My youngest daughter is six weeks away from marking the half-way point of her sophomore year in college. She completed her freshman year on the campus of a nearby state university – just far enough away to warrant dorm residency and close enough to visit home for an afternoon, evening or weekend anytime the notion struck.

Now she is 400 miles away from home enrolled in a big-city, private college. My born and bred country mouse is thriving (by all reports) in the excitement of a major metropolis. Yee-gads!

When she first set off to college, she worried about me. “You’re not going to go off the deep end or anything are you?” she asked. “I mean the whole empty nest thing and all?”

I assured her that while I loved her dearly and would miss her greatly, I had been working toward this eventuality for 30 years and was kind of looking forward to it. I have to admit, the true separation anxiety didn’t settle into my heart and soul until this year. Four hundred miles feels like four thousand.

Empty nest, last baby to spread her wings and a few tearful moments here and there put aside, I am so proud of her I’m nearly busting open at the seems. Forget that she is following in – no make that surpassing in great leaps and bounds – her grandfather’s and mother’s journalistic endeavors.

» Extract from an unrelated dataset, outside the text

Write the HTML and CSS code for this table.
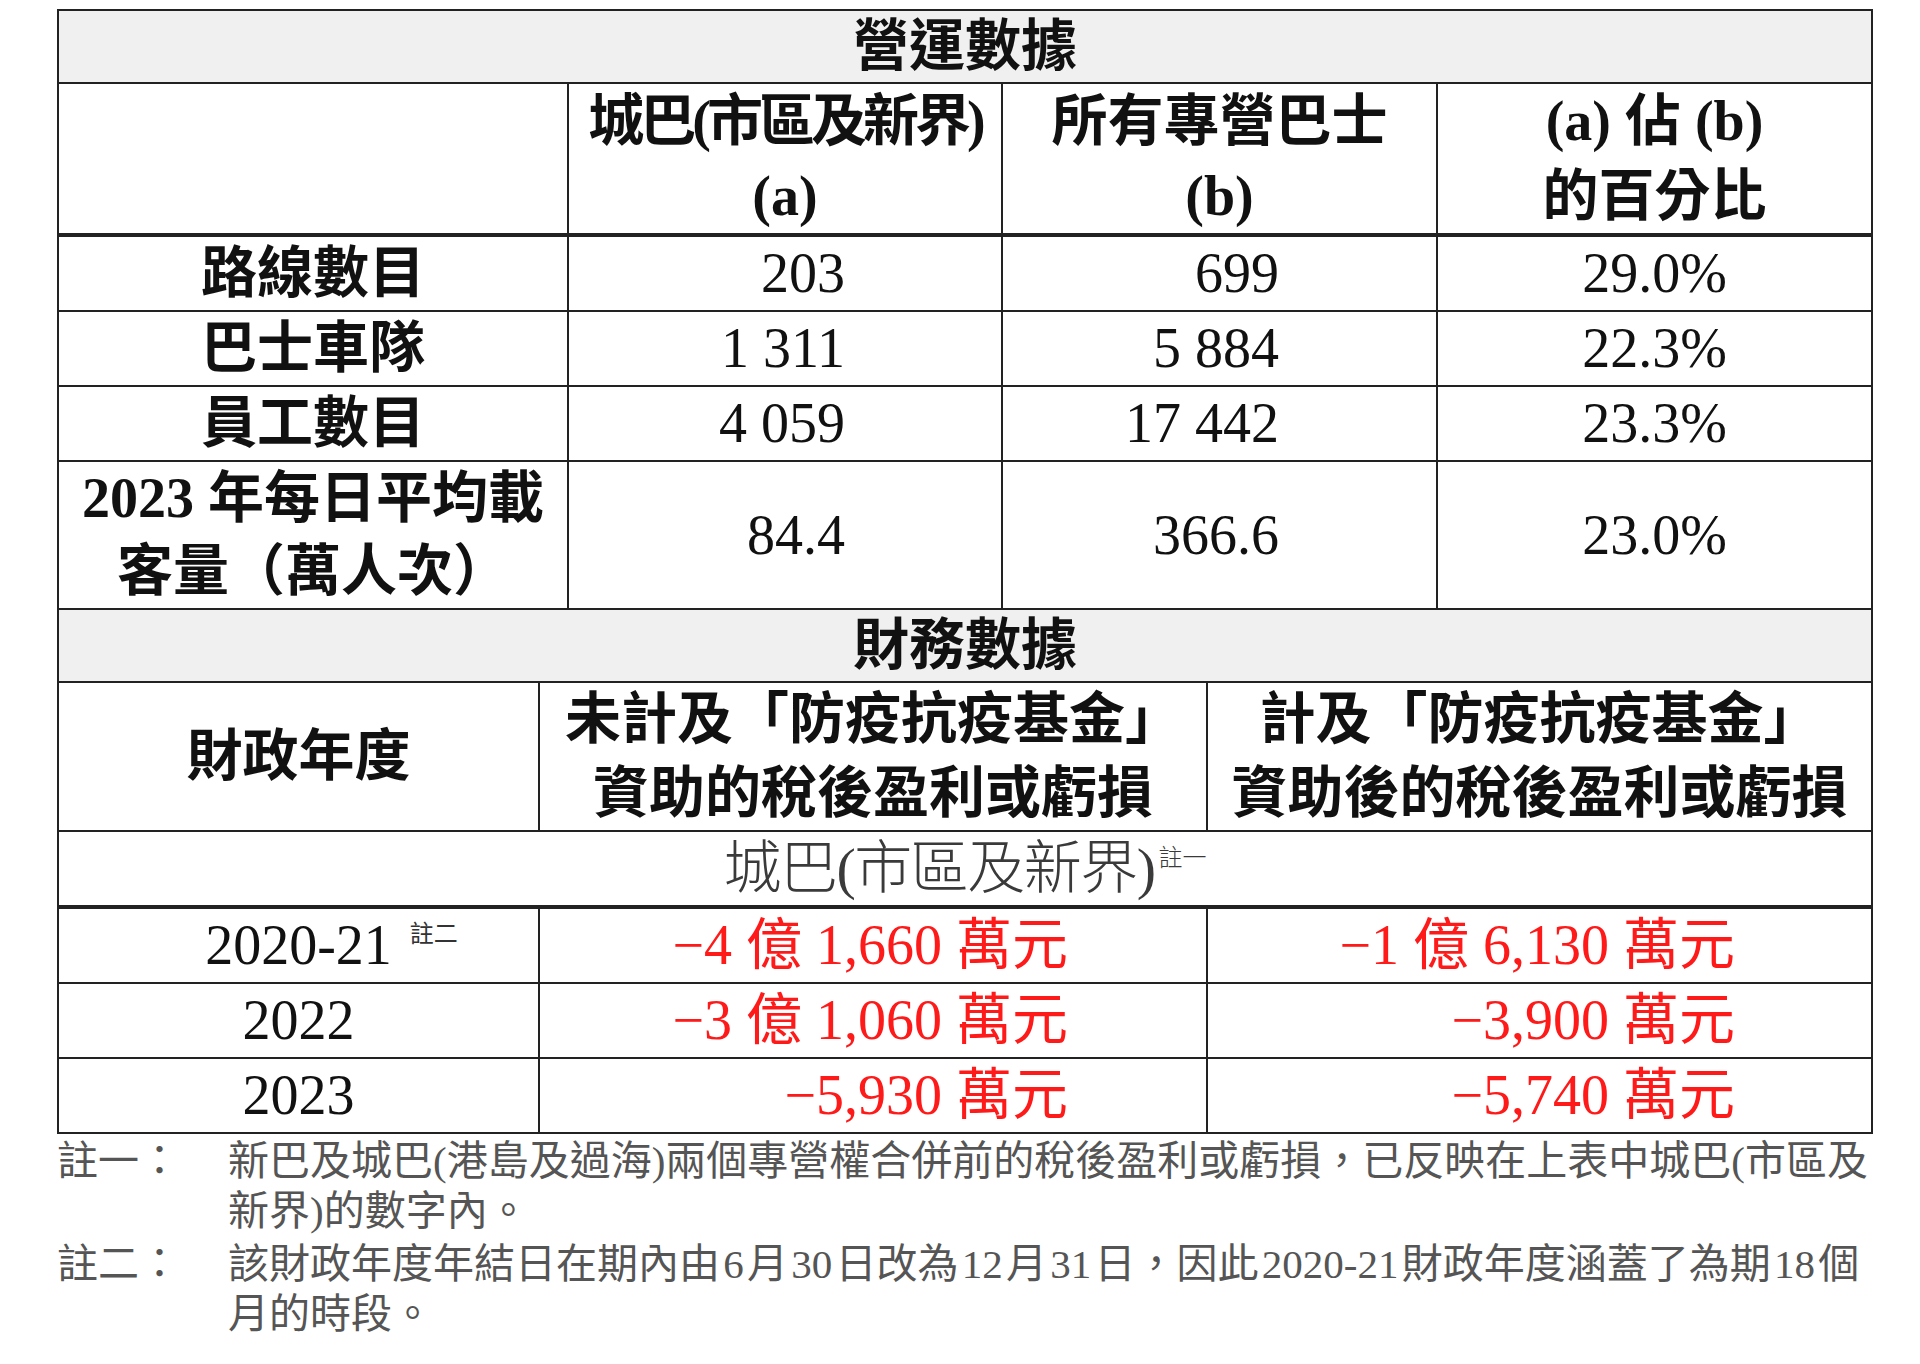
FILE: index.html
```html
<!DOCTYPE html>
<html lang="zh-Hant">
<head>
<meta charset="utf-8">
<title>營運數據及財務數據</title>
<link rel="stylesheet" href="styles.css">
</head>
<body>
<div class="sheet">
  <table class="ops">
    <colgroup>
      <col class="w-label">
      <col class="w-a">
      <col class="w-b">
      <col class="w-pct">
    </colgroup>
    <tr><td colspan="4" class="band">營運數據</td></tr>
    <tr class="head">
      <td></td>
      <td><span class="tight">城巴(市區及新界)</span><br>(a)</td>
      <td>所有專營巴士<br>(b)</td>
      <td>(a) 佔 (b)<br>的百分比</td>
    </tr>
    <tr>
      <td class="label">路線數目</td>
      <td class="num-a">203</td>
      <td class="num-b">699</td>
      <td class="pct">29.0%</td>
    </tr>
    <tr>
      <td class="label">巴士車隊</td>
      <td class="num-a">1 311</td>
      <td class="num-b">5 884</td>
      <td class="pct">22.3%</td>
    </tr>
    <tr>
      <td class="label">員工數目</td>
      <td class="num-a">4 059</td>
      <td class="num-b">17 442</td>
      <td class="pct">23.3%</td>
    </tr>
    <tr>
      <td class="label">2023 年每日平均載<br>客量（萬人次）</td>
      <td class="num-a">84.4</td>
      <td class="num-b">366.6</td>
      <td class="pct">23.0%</td>
    </tr>
  </table>

  <table class="fin">
    <colgroup>
      <col class="w-year">
      <col class="w-excl">
      <col class="w-incl">
    </colgroup>
    <tr><td colspan="3" class="band">財務數據</td></tr>
    <tr class="fhead">
      <td>財政年度</td>
      <td>未計及「防疫抗疫基金」<br>資助的稅後盈利或虧損</td>
      <td>計及「防疫抗疫基金」<br>資助後的稅後盈利或虧損</td>
    </tr>
    <tr class="sub">
      <td colspan="3" class="company">城巴(市區及新界)<sup class="fn">註一</sup></td>
    </tr>
    <tr>
      <td class="year"><span class="yr">2020-21<sup class="fn-abs">註二</sup></span></td>
      <td class="loss-a">−4 億 1,660 萬元</td>
      <td class="loss-b">−1 億 6,130 萬元</td>
    </tr>
    <tr>
      <td class="year">2022</td>
      <td class="loss-a">−3 億 1,060 萬元</td>
      <td class="loss-b">−3,900 萬元</td>
    </tr>
    <tr>
      <td class="year">2023</td>
      <td class="loss-a">−5,930 萬元</td>
      <td class="loss-b">−5,740 萬元</td>
    </tr>
  </table>

  <div class="notes">
    <div class="note">
      <div class="note-label">註一：</div>
      <div class="note-text">新巴及城巴(港島及過海)兩個專營權合併前的稅後盈利或虧損，已反映在上表中城巴(市區及<br>新界)的數字內。</div>
    </div>
    <div class="note">
      <div class="note-label">註二：</div>
      <div class="note-text">該財政年度年結日在期內由 6 月 30 日改為 12 月 31 日，因此 2020-21 財政年度涵蓋了為期 18 個<br>月的時段。</div>
    </div>
  </div>
</div>
</body>
</html>
```

FILE: styles.css
```css
html, body {
  margin: 0;
  padding: 0;
  background: #ffffff;
}

.sheet {
  width: 1814px;
  margin: 9px 0 0 57px;
  font-family: "Liberation Serif", "Noto Sans CJK TC", serif;
  color: #111111;
}

table {
  width: 1814px;
  border-collapse: collapse;
  table-layout: fixed;
}

td {
  border: 2px solid #222222;
  padding: 0 6px;
  font-size: 56px;
  line-height: 73px;
  text-align: center;
  vertical-align: middle;
  white-space: nowrap;
}

.w-label { width: 510px; }
.w-a { width: 434px; }
.w-b { width: 435px; }
.w-pct { width: 435px; }

.w-year { width: 481px; }
.w-excl { width: 668px; }
.w-incl { width: 665px; }

.band {
  background: #f0f0f0;
  font-weight: 700;
  line-height: 71px;
}

.head td,
.fhead td {
  font-weight: 700;
}

.head td {
  border-bottom-width: 4px;
  line-height: 74.5px;
}

.fhead td {
  line-height: 73.5px;
}

.tight {
  letter-spacing: -4px;
}

.label {
  font-weight: 700;
}

.num-a {
  text-align: right;
  padding-right: 156px;
}

.num-b {
  text-align: right;
  padding-right: 157px;
}

.pct {
  text-align: center;
}

/* financial table */
.fin tr:first-child td {
  border-top: 0;
}

.company {
  font-size: 58px;
  letter-spacing: -1.5px;
  color: #3a3a3a;
  font-weight: 300;
}

.sub td {
  border-bottom-width: 4px;
}

.fn {
  font-size: 24px;
  line-height: 1;
  letter-spacing: 0;
  vertical-align: 22px;
  margin-left: 4px;
  color: #3a3a3a;
}

.year {
  color: #111111;
}

.yr {
  position: relative;
}

.fn-abs {
  position: absolute;
  left: 100%;
  top: 8px;
  margin-left: 18px;
  font-size: 24px;
  line-height: 1;
  color: #333333;
}

.loss-a,
.loss-b {
  color: #ff1a1a;
  text-align: right;
}

.loss-a {
  padding-right: 138px;
}

.loss-b {
  padding-right: 136px;
}

/* notes */
.notes {
  margin-top: 2px;
  color: #555555;
  font-size: 41px;
  line-height: 50px;
}

.note {
  display: flex;
  margin-bottom: 3px;
}

.note-label {
  width: 171px;
  flex: none;
}

.note-text {
  white-space: nowrap;
  word-spacing: -7px;
}
```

She has grabbed hold of her dream and she’s riding it like a cowgirl atop a bucking bronco, with her eye on the prize. Whether she holds on for the full ride, is thrown off a few times before reaching her goal, or decides to set her dream free and watch it gallop off without her, makes no difference in my eyes.

My thought (selfish desire?) that she’d decide the cosmopolitan life wasn’t her destiny after all and would return home post haste seems quite unlikely. If I have any remaining doubt, the life-size posters of Audrey Hepburn in Breakfast at Tiffany’s decorating her dorm-room walls say it all.

So why am I feeling like the bad mother? Because I’ve gone ahead and made the big change. I’ve re-purposed her bedroom! I moved my computer and files in, hooked up a phone line and made it my office. It’s not like I can’t change it back in one afternoon. And I haven’t boxed up all of her things (okay, a lot of them, but not all). I still have some of her artwork on the walls. I’ve hung only my out-of-season wardrobe in the closet with the few things she left behind. And I still have her collection of lucky St. Patrick’s Day figurines on display on the tiered shelf next to her bed.

Jumbled in with my office bric-a-brac, the cacophony is giving the impression that the room belongs to someone with a few too many personalities rattling around in her head (come to think of it, that might be a good thing for a writer). I’m hoping the newly painted, deep mauve walls help calm things down a bit. The color is Shakespeare’s Muse and I chose it without knowing the name. Is that providence or what? Perhaps it will motivate me over the next few years one tenth as much as my daughter has inspired me these last few months.

So, youngest child of mine, if you’re reading this (and I know you are), I hope you know that you can come back any time. You were the last to leave and it was harder to help you fly away from home, but that was my job all along. Now that you are showing me how to reach for a dream and ride it for all it’s worth, maybe some day I’ll be able to follow in your footsteps.

Oh, and just so this doesn’t go to your head, I’m equally as proud of your equally strong minded and free spirited sisters – who will be quick to remind you that their rooms were repurposed the minute the door closed behind them on their way out. And will also remind you they were welcomed with open arms when they returned.



  • Laura

    Mauve, huh? Sounds good to me. It took my parents a couple of years to erase my presence from their house, but once they did it, it was complete. “Get your things or we’re throwing them out.” What’s hardest, though, is that my room is no longer even referred to as my old room,. Yes, it is dad’s computer room and my brother’s old room is the tv room. But it was a liberating experience for me as well as them. It made me realize that I had started my real life, and perhaps knowing that there wasn’t a shrine to who I had been as a child was good for me, helped me really try to see my life as beyond my childhood home. So many of my peers never really left the home town (okay, New York City is pretty tempting, but still, you need to spread your wings), but I knew–and they knew too–that I needed out. Ladies, writers, mothers, daughters, enjoy the walls that enable you to thrive beyond those walls.

  • Daughter of a MAD Goddess

    Well, I felt like it was time I commented on your blog. I’m a bit worried about the “deep mauve” walls, but otherwise I’m sure all will be OK. Thank you for the lovely write-up. I’m glad you have so much faith in me. Also, thank you for all of the years of proofreading my papers and just putting up with me in general. :o) I love you mom!!!!